Juegos prohibidos y regalos ausentes
Luis Beiro
Fui un niño dichoso. Mis navidades no fueron las mejores, pero se codeaban entre ellas. Mi abuela materna preparaba un enorme arbolito y un nacimiento con montañas de cartón y papel desdibujado, semejando el camino de Belén.
Alrededor de ese museo de figuritas, bolas, estrellas y botas rojas y blancas dormirían mis ansiados regalos, celosamente envueltos la víspera de cada efeméride sagrada. No podía dormir de solo pensar en las barbas de Santa, en las estrellas de Año Nuevo y en llegada de los magos de Oriente y sus camellos repletos de mensajes.
Desde el amanecer navideño comenzaba la fiesta y mi casa se llenaba de primos, vecinos y adultos con ojos brillosos al contemplar obsequios de los mensajeros de Dios. Me dejé embrujar por la indiferencia de mis padres y padrinos.
Me divertía con aquellos presentes. Sabía protegerlos dentro de sus propias recompensas. Similar resguardo recibían los caballos de madera y soldaditos de plomo.

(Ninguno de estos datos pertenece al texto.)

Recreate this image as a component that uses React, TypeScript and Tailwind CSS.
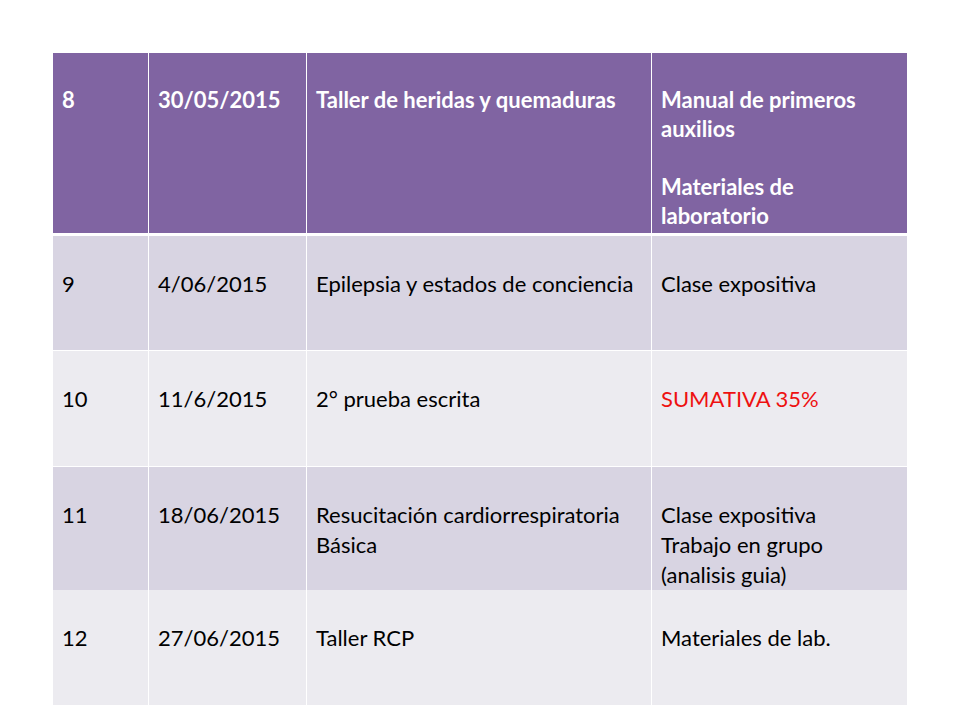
import React from "react";

type Row = {
  n: string;
  date: string;
  topic: React.ReactNode;
  resource: React.ReactNode;
  height: string;
  bg: string;
};

const rows: Row[] = [
  {
    n: "9",
    date: "4/06/2015",
    topic: "Epilepsia y estados de conciencia",
    resource: "Clase expositiva",
    height: "h-[114px]",
    bg: "bg-[#d8d4e2]",
  },
  {
    n: "10",
    date: "11/6/2015",
    topic: "2° prueba escrita",
    resource: <span className="text-[#ee1111]">SUMATIVA 35%</span>,
    height: "h-[115px]",
    bg: "bg-[#ecebf0]",
  },
  {
    n: "11",
    date: "18/06/2015",
    topic: (
      <>
        Resucitación cardiorrespiratoria
        <br />
        Básica
      </>
    ),
    resource: (
      <>
        Clase expositiva
        <br />
        Trabajo en grupo
        <br />
        (analisis guia)
      </>
    ),
    height: "h-[122px]",
    bg: "bg-[#d8d4e2]",
  },
  {
    n: "12",
    date: "27/06/2015",
    topic: "Taller RCP",
    resource: "Materiales de lab.",
    height: "h-[115px]",
    bg: "bg-[#ecebf0]",
  },
];

const cols = "grid grid-cols-[95px_157px_344px_255px] gap-x-px";

export default function App() {
  return (
    <div className="w-[960px] h-[720px] bg-white pt-[53px] pl-[53px] font-['Lato',sans-serif] text-[22px] leading-[30px]">
      <div className="w-[854px] flex flex-col bg-white">
        {/* Header row */}
        <div className={`${cols} h-[180px] mb-[3px] text-white font-bold`}>
          <div className="bg-[#8064a2] pl-[9px] pt-[32px]">8</div>
          <div className="bg-[#8064a2] pl-[9px] pt-[32px]">30/05/2015</div>
          <div className="bg-[#8064a2] pl-[9px] pt-[32px] whitespace-nowrap">Taller de heridas y quemaduras</div>
          <div className="bg-[#8064a2] pl-[9px] pt-[32px] leading-[29px]">
            <p>
              Manual de primeros
              <br />
              auxilios
            </p>
            <p className="mt-[29px]">
              Materiales de
              <br />
              laboratorio
            </p>
          </div>
        </div>

        {/* Body rows */}
        <div className="flex flex-col gap-y-px text-black">
          {rows.map((r) => (
            <div key={r.n} className={`${cols} ${r.height}`}>
              <div className={`${r.bg} pl-[9px] pt-[33px]`}>{r.n}</div>
              <div className={`${r.bg} pl-[9px] pt-[33px]`}>{r.date}</div>
              <div className={`${r.bg} pl-[9px] pt-[33px] whitespace-nowrap`}>{r.topic}</div>
              <div className={`${r.bg} pl-[9px] pt-[33px]`}>{r.resource}</div>
            </div>
          ))}
        </div>
      </div>
    </div>
  );
}
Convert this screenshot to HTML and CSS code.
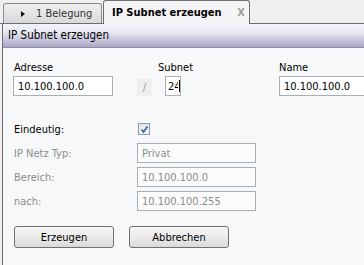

El tiempo mostró que el cariño no llegaba por entretenimientos infantiles, sino por un precio mayor. A mis ocho años, los tanques de guerra cruzaban victoriosos por las avenidas de su ciudad. A partir de entonces, Santa y los Reyes Magos demoraban en llegar, y un buen día, desaparecieron para siempre de mi entorno.
Nunca obtuve flores, ni espejos, ni deseos añorados. Ese tipo de regalos no llegaban a mi árbol navideño envueltos en papel de celofán. Salí a buscarlos cuando supe que nadie era capaz de entregar una carta con una verdad semejante a mi propio riesgo.

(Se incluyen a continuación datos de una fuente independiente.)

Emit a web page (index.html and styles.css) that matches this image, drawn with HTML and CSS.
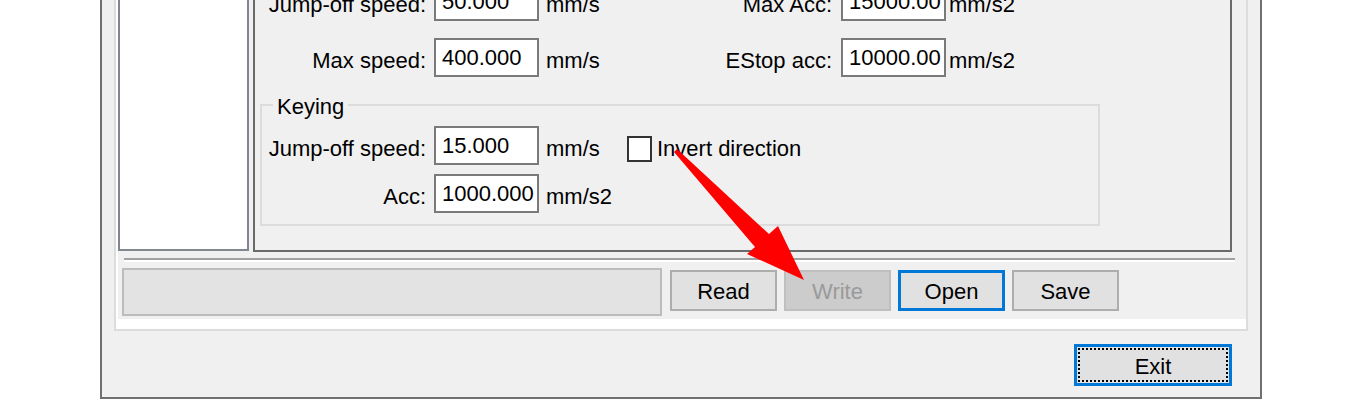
FILE: index.html
```html
<!DOCTYPE html>
<html>
<head>
<meta charset="utf-8">
<link rel="stylesheet" href="styles.css">
</head>
<body>
<div class="window">
  <div class="tabpage">
    <div class="panel">
      <div class="toprow">
        <div class="listbox"></div>
        <div class="main">
          <div class="row">
            <span class="lbl w1">Jump-off speed:</span>
            <span class="field">50.000</span>
            <span class="unit u1">mm/s</span>
            <span class="lbl w2">Max Acc:</span>
            <span class="field">15000.00</span>
            <span class="unit u2">mm/s2</span>
          </div>
          <div class="row row-b">
            <span class="lbl w1">Max speed:</span>
            <span class="field">400.000</span>
            <span class="unit u1">mm/s</span>
            <span class="lbl w2">EStop acc:</span>
            <span class="field">10000.00</span>
            <span class="unit u2">mm/s2</span>
          </div>
          <fieldset class="group">
            <legend class="legend">Keying</legend>
            <div class="row">
              <span class="lbl w3">Jump-off speed:</span>
              <span class="field">15.000</span>
              <span class="unit u3">mm/s</span>
              <span class="check"><span class="box"></span><span class="check-text">Invert direction</span></span>
            </div>
            <div class="row row-k2">
              <span class="lbl w3">Acc:</span>
              <span class="field">1000.000</span>
              <span class="unit u3">mm/s2</span>
            </div>
          </fieldset>
        </div>
      </div>
      <div class="sep"></div>
      <div class="bottomrow">
        <div class="status"></div>
        <div class="buttons">
          <button class="btn">Read</button>
          <button class="btn disabled">Write</button>
          <button class="btn default">Open</button>
          <button class="btn">Save</button>
        </div>
      </div>
    </div>
  </div>
  <div class="exitrow">
    <button class="btn exit"><span class="focus">Exit</span></button>
  </div>
</div>
<svg class="arrow" width="1362" height="400" viewBox="0 0 1362 400">
  <polygon points="677,149 769,234 778,226 804,280 747,254 755,247 674,152" fill="#ff0000"/>
</svg>
</body>
</html>
```

FILE: styles.css
```css
html, body {
  margin: 0;
  padding: 0;
}
body {
  width: 1362px;
  height: 400px;
  overflow: hidden;
  background: #ffffff;
  position: relative;
  font-family: "Liberation Sans", Arial, sans-serif;
  font-size: 22px;
  color: #000;
}
.window {
  margin-top: -34px;
  margin-left: 100px;
  width: 1162px;
  box-sizing: border-box;
  border: 2px solid #707070;
  background: #f0f0f0;
}
.tabpage {
  margin: 0 12px;
  border: 2px solid #dcdcdc;
  background: #ffffff;
  padding: 0 0 10px 2px;
}
.panel {
  background: #f0f0f0;
  padding-bottom: 3px;
}
.toprow {
  display: flex;
  align-items: stretch;
}
.listbox {
  width: 131px;
  box-sizing: border-box;
  border: 2px solid #82868e;
  background: #ffffff;
  margin-bottom: 1px;
}
.main {
  margin-left: 4px;
  width: 979px;
  box-sizing: border-box;
  border: 2px solid #6a6a6a;
  padding: 10px 0 24px 0;
}
.row {
  display: flex;
  align-items: center;
  height: 39px;
}
.row-b {
  margin-top: 17px;
}
.row-k2 {
  margin-top: 9px;
}
.lbl {
  text-align: right;
  white-space: nowrap;
  line-height: 24px;
  padding-top: 6px;
}
.w1 { width: 171px; margin-right: 8px; }
.w2 { width: 196px; margin-right: 9px; }
.w3 { width: 164px; margin-right: 8px; }
.field {
  width: 105px;
  height: 39px;
  box-sizing: border-box;
  border: 2px solid #7a7a7a;
  background: #ffffff;
  padding-left: 6px;
  line-height: 35px;
  white-space: nowrap;
  overflow: hidden;
}
.unit {
  white-space: nowrap;
  line-height: 24px;
  padding-top: 6px;
}
.u1 { margin-left: 7px; width: 90px; }
.u2 { margin-left: 3px; }
.u3 { margin-left: 7px; width: 81px; }
.group {
  margin: 16px 0 0 5px;
  width: 840px;
  box-sizing: border-box;
  border: 2px solid #dcdcdc;
  padding: 9px 0 11px 0;
  min-width: 0;
}
.legend {
  margin-left: 11px;
  padding: 4px 4px 0 4px;
  line-height: 20px;
}
.check {
  display: flex;
  align-items: center;
  margin-top: 7px;
}
.box {
  width: 25px;
  height: 26px;
  box-sizing: border-box;
  border: 2px solid #333333;
  background: #ffffff;
  margin-right: 5px;
}
.check-text {
  line-height: 24px;
  white-space: nowrap;
}
.sep {
  margin: 6px 11px 0 6px;
  border-top: 2px solid #a0a0a0;
  border-bottom: 2px solid #ffffff;
}
.bottomrow {
  display: flex;
  align-items: flex-start;
  margin-top: 6px;
  padding-left: 4px;
}
.status {
  width: 540px;
  height: 48px;
  box-sizing: border-box;
  border: 2px solid #bcbcbc;
  background: #e3e3e3;
}
.buttons {
  display: flex;
  gap: 7px;
  margin-left: 8px;
  margin-top: 2px;
}
.btn {
  width: 107px;
  height: 41px;
  box-sizing: border-box;
  border: 2px solid #adadad;
  background: #e1e1e1;
  font-family: "Liberation Sans", Arial, sans-serif;
  font-size: 22px;
  color: #000;
  padding: 2px 0 0 0;
  margin: 0;
  line-height: 24px;
}
.btn.disabled {
  background: #cccccc;
  border-color: #bfbfbf;
  color: #9a9a9a;
}
.btn.default {
  border: 3px solid #0078d7;
}
.exitrow {
  display: flex;
  justify-content: flex-end;
  padding: 13px 28px 11px 0;
}
.btn.exit {
  width: 158px;
  height: 42px;
  border: 3px solid #0078d7;
  padding: 1px;
  display: flex;
}
.focus {
  flex: 1;
  border: 2px dotted #000;
  display: flex;
  align-items: center;
  justify-content: center;
  padding-top: 3px;
}
.arrow {
  position: absolute;
  left: 0;
  top: 0;
  pointer-events: none;
}
```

Tuve que salir al mundo sin escudos ni maderos en forma de disfraz.
Y la larga, los regalos de mi infancia envejecieron o quedaron relegados en cajones viejos mientras mi mente anhelaba un sentimiento extraño, dentro de una nueva realidad, en apariencia, hecha para mí. La familia trató de hacerme feliz y un día descubrí el supuesto bienestar. Mi gente no portaba antifaces, pero sabían cómo usarlos y colocarlos sobre mi rostro sin que me diera cuenta.
Amaba la igualdad. Me impulsaban deseos de un mundo con espadas y pistolas justicieras. Fui incapaz de comprender la ilusión óptica, de un joven ajeno del cambio de colores.
Me pesaban las pompas de jabón, como si el lavado de cerebro mereciera una corona de laurel. El encanamiento me abrió los ojos. Me vi ascendiendo a una montaña junto a espléndidos soldados que jamás me dieron de beber.
Todo final tiene una recompensa y la mía fue comprender mi naturaleza de escribir. Esa precoidad alguna vez me ayudaría a entender que no todo vuelve al punto de partida porque siempre queda una página en blanco que deberá ser llenada con una supuesta verdad.
Con realidad y fantasía continúo creyendo que Santa Claus, las estrellas encantadas y los Reyes Magos no podrán morir porque los deseos insatisfechos caerán en el abismo de los tontos que todavía piensan vivir en paraísos de urracas y serpientes.
Los sonidos importantes son realmente inesperados como esos regalos infantiles que evitan el cataclismo alucinante. El viento no podrá derribar un árbol con raíces fuertes; solo podrá partirlo a la mitad porque todavía tiene, junto a sus agallas, modos de sobrevivir entre piedras y fuegos.
Por eso celebro el fin de cada año y el comienzo de otra aventura imaginaria donde siempre tendré tiempo de volver a leer lo que escribí cuando me atrevo a pensar en algo que no creo. Los monstruos no tienen garras, ni ojos gigantes, ni echan humo por la boca. Se parecen mucho a los humanos.